(iii) The Colonial Library

The Colonial Library

Goold’s library contained extensive texts in Theology, Philosophy, Liturgy, Scripture, and the Papacy. The more unexpected include works on art and architecture, medicine, poetry but not fiction, a wide range in history, law and reference texts including dictionaries, atlases and encyclopedias. An inventory made in 1866, 18 years after his arrival in Melbourne, reveals a library of over 800 titles and given the many multi-volume publications, well over 1,000 books. Goold continued to build his Library for the next two decades, and would have been one of the most extensive private  collections in the Colony. Reflecting Goold’s interest in art and architecture are the first Paris printing of the plates of Giovanni Battista Piranesi (27 elephant folio volumes), published by his son Francesco in 1800, as well as books that influenced his architectural patronage. They include Augustus Welby Pugin: Contrasts: or A Parallel be
tween the Noble Edifices of the Middle Ages and Corresponding Buildings of the Present Day (1841 edition) and Glossary of Ecclesiastical Ornament and Costume (1846 edition). Goold also had a copy of William and James Pain’s, Pain’s British Palladio or the Builder’s General Assistant, demonstrating in the most easy and practical method, all the principal rules of architecture, illustrated with several new and useful designs of houses, London 1790.

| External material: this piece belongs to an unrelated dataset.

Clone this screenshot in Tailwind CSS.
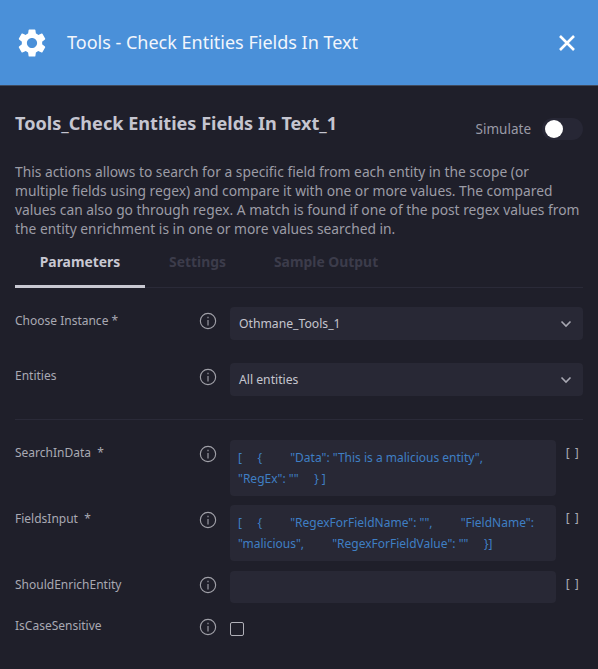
<!doctype html>
<html><head><meta charset="utf-8"><script src="https://cdn.jsdelivr.net/npm/@tailwindcss/browser@4"></script></head>
<body class="w-[598px] h-[669px] overflow-hidden bg-[#1f1f2a] font-['Noto_Sans','Open_Sans',sans-serif]">
<header class="h-[86px] bg-[#4a90d9] flex items-center pl-[15px] pr-[21px] border-b border-[#3f4a5e]">
  <svg class="w-[34px] h-[34px]" viewBox="0 0 24 24" fill="#fff"><path d="M19.14 12.94c.04-.3.06-.61.06-.94 0-.32-.02-.64-.07-.94l2.03-1.58a.49.49 0 0 0 .12-.61l-1.92-3.32a.488.488 0 0 0-.59-.22l-2.39.96c-.5-.38-1.03-.7-1.62-.94l-.36-2.54a.484.484 0 0 0-.48-.41h-3.84c-.24 0-.43.17-.47.41l-.36 2.54c-.59.24-1.13.57-1.62.94l-2.39-.96c-.22-.08-.47 0-.59.22L2.74 8.87c-.12.21-.08.47.12.61l2.03 1.58c-.05.3-.09.63-.09.94s.02.64.07.94l-2.03 1.58a.49.49 0 0 0-.12.61l1.92 3.32c.12.22.37.29.59.22l2.39-.96c.5.38 1.03.7 1.62.94l.36 2.54c.05.24.24.41.48.41h3.84c.24 0 .44-.17.47-.41l.36-2.54c.59-.24 1.13-.56 1.62-.94l2.39.96c.22.08.47 0 .59-.22l1.92-3.32c.12-.22.07-.47-.12-.61l-2.01-1.58zM12 15.6c-1.98 0-3.6-1.62-3.6-3.6s1.62-3.6 3.6-3.6 3.6 1.62 3.6 3.6-1.62 3.6-3.6 3.6z"/></svg>
  <h1 class="ml-[18px] text-[18px] text-[#f2f6fc] flex-1 whitespace-nowrap">Tools - Check Entities Fields In Text</h1>
  <svg class="w-[20px] h-[20px]" viewBox="0 0 20 20" stroke="#fff" stroke-width="2.6" fill="none"><path d="M3 3l14 14M17 3L3 17"/></svg>
</header>
<main class="px-[15px]">
  <div class="flex items-center justify-between h-[74px]">
    <h2 class="text-[18.1px] font-bold text-[#c5c5d0] mt-[2px] whitespace-nowrap">Tools_Check Entities Fields In Text_1</h2>
    <div class="flex items-center mt-[12px]">
      <span class="text-[13.5px] text-[#9a9aa6]">Simulate</span>
      <span class="relative ml-[11px] w-[41px] h-[22px] rounded-full bg-[#272735]">
        <span class="absolute left-[3px] top-[2px] w-[18px] h-[18px] rounded-full bg-white"></span>
      </span>
    </div>
  </div>
  <p class="text-[13.8px] leading-[19px] text-[#9c9ca6] mt-[2px] w-[570px]">This actions allows to search for a specific field from each entity in the scope (or multiple fields using regex) and compare it with one or more values. The compared values can also go through regex. A match is found if one of the post regex values from the entity enrichment is in one or more values searched in.</p>
  <nav class="mt-[11px] h-[39px] flex border-b border-[#2a2a38] text-[13.9px] font-bold relative">
    <span class="w-[130px] pt-[3px] text-center text-[#c8c8d2] border-b-[3px] border-[#c8c8d2] h-[39px]">Parameters</span>
    <span class="ml-[24px] pt-[3px] text-[#3c3c4b]">Settings</span>
    <span class="ml-[48px] pt-[3px] text-[#3c3c4b]">Sample Output</span>
  </nav>
  <div class="mt-[19px] flex">
    <label class="w-[184px] shrink-0 text-[12px] text-[#a9a9b3] leading-[18px] pt-[5px]">Choose Instance *</label>
    <svg class="w-[18px] h-[18px] shrink-0 mt-[5px]" viewBox="0 0 16 16" fill="none" stroke="#a0a0a8" stroke-width="1"><circle cx="8" cy="8" r="6.8"/><path d="M8 7v5M8 4.2v1.4"/></svg>
    <div class="ml-[13px] w-[353px] shrink-0 h-[33px] rounded-[4px] bg-[#282835] flex items-center justify-between pt-px pl-[9px] pr-[11px] text-[12.2px] text-[#c5c5ce]"><span>Othmane_Tools_1</span><svg class="w-[12px] h-[8px]" viewBox="0 0 12 8" fill="none" stroke="#a8a8b2" stroke-width="1.6"><path d="M1.5 1.5L6 6l4.5-4.5"/></svg></div>
  </div>
  <div class="mt-[23px] flex">
    <label class="w-[184px] shrink-0 text-[12px] text-[#a9a9b3] leading-[18px] pt-[4px]">Entities</label>
    <svg class="w-[18px] h-[18px] shrink-0 mt-[5px]" viewBox="0 0 16 16" fill="none" stroke="#a0a0a8" stroke-width="1"><circle cx="8" cy="8" r="6.8"/><path d="M8 7v5M8 4.2v1.4"/></svg>
    <div class="ml-[13px] w-[353px] shrink-0 h-[33px] rounded-[4px] bg-[#282835] flex items-center justify-between pt-px pl-[9px] pr-[11px] text-[12.2px] text-[#c5c5ce]"><span>All entities</span><svg class="w-[12px] h-[8px]" viewBox="0 0 12 8" fill="none" stroke="#a8a8b2" stroke-width="1.6"><path d="M1.5 1.5L6 6l4.5-4.5"/></svg></div>
  </div>
  <hr class="mt-[23px] border-0 h-px bg-[#2a2a38]">
  <div class="mt-[20px] flex">
    <label class="w-[184px] shrink-0 text-[12px] text-[#a9a9b3] leading-[18px] pt-[4px] whitespace-pre">SearchInData  *</label>
    <svg class="w-[18px] h-[18px] shrink-0 mt-[5px]" viewBox="0 0 16 16" fill="none" stroke="#a0a0a8" stroke-width="1"><circle cx="8" cy="8" r="6.8"/><path d="M8 7v5M8 4.2v1.4"/></svg>
    <div class="ml-[13px] w-[326px] shrink-0 h-[56px] rounded-[4px] bg-[#282835] px-[8px] pt-[7px] text-[12px] leading-[21px] text-[#3f7fc4] whitespace-pre-wrap">[     {         "Data": "This is a malicious entity",         "RegEx": ""     } ]</div>
    <span class="ml-[8px] mt-[5px] text-[12px] text-[#a9a9b3] font-['DejaVu_Sans_Mono',monospace] tracking-[2px]">[]</span>
  </div>
  <div class="mt-[9px] flex">
    <label class="w-[184px] shrink-0 text-[12px] text-[#a9a9b3] leading-[18px] pt-[5px] whitespace-pre">FieldsInput  *</label>
    <svg class="w-[18px] h-[18px] shrink-0 mt-[6px]" viewBox="0 0 16 16" fill="none" stroke="#a0a0a8" stroke-width="1"><circle cx="8" cy="8" r="6.8"/><path d="M8 7v5M8 4.2v1.4"/></svg>
    <div class="ml-[13px] w-[326px] shrink-0 h-[56px] rounded-[4px] bg-[#282835] px-[8px] pt-[7px] text-[12px] leading-[21px] text-[#3f7fc4] whitespace-pre-wrap">[     {         "RegexForFieldName": "",         "FieldName": "malicious",         "RegexForFieldValue": ""     }]</div>
    <span class="ml-[8px] mt-[5px] text-[12px] text-[#a9a9b3] font-['DejaVu_Sans_Mono',monospace] tracking-[2px]">[]</span>
  </div>
  <div class="mt-[10px] flex">
    <label class="w-[184px] shrink-0 text-[12px] text-[#a9a9b3] leading-[18px] pt-[5px]">ShouldEnrichEntity</label>
    <svg class="w-[18px] h-[18px] shrink-0 mt-[5px]" viewBox="0 0 16 16" fill="none" stroke="#a0a0a8" stroke-width="1"><circle cx="8" cy="8" r="6.8"/><path d="M8 7v5M8 4.2v1.4"/></svg>
    <div class="ml-[13px] w-[326px] shrink-0 h-[32px] rounded-[4px] bg-[#282835]"></div>
    <span class="ml-[8px] mt-[5px] text-[12px] text-[#a9a9b3] font-['DejaVu_Sans_Mono',monospace] tracking-[2px]">[]</span>
  </div>
  <div class="mt-[13px] flex">
    <label class="w-[184px] shrink-0 text-[12px] text-[#a9a9b3] leading-[18px] pt-px">IsCaseSensitive</label>
    <svg class="w-[18px] h-[18px] shrink-0 mt-[2px]" viewBox="0 0 16 16" fill="none" stroke="#a0a0a8" stroke-width="1"><circle cx="8" cy="8" r="6.8"/><path d="M8 7v5M8 4.2v1.4"/></svg>
    <span class="ml-[13px] mt-[6px] w-[14px] h-[14px] rounded-[2px] border border-[#b0b0b8]"></span>
  </div>
</main>
</body></html>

Reflecting his interest in Rome Goold’s had Filippo Maria Mignanti’s Istoria della Sacrosanto Patriacale Basilica Vaticana, 1867; Giacomo Fontana’s Raccolta delle Migliori Chiese di Roma e Suburbane, 1855; and Filipo Gerardi’s La Patriacale Basilica Laterenese, 1832-1834. He also had a copy of John Burley Waring’s Arts connected with Architecture illustrated by Examples in Central Italy, 1858. The library of James Goold was largely forgotten after his death and dispersed in the early 1970s. A large fragment survives in the archives of the Melbourne Diocesan Historical Centre alongside a partial inventory and brief description. These remnants are sufficient to show that this library ranked amongst the most important private collections in the Colony, and that it can be compared to other major collections such as that assembled by Sir Charles Nicholson in Sydney, SirGeorge Grey in Auckland, and John MacGregor in Melbourne.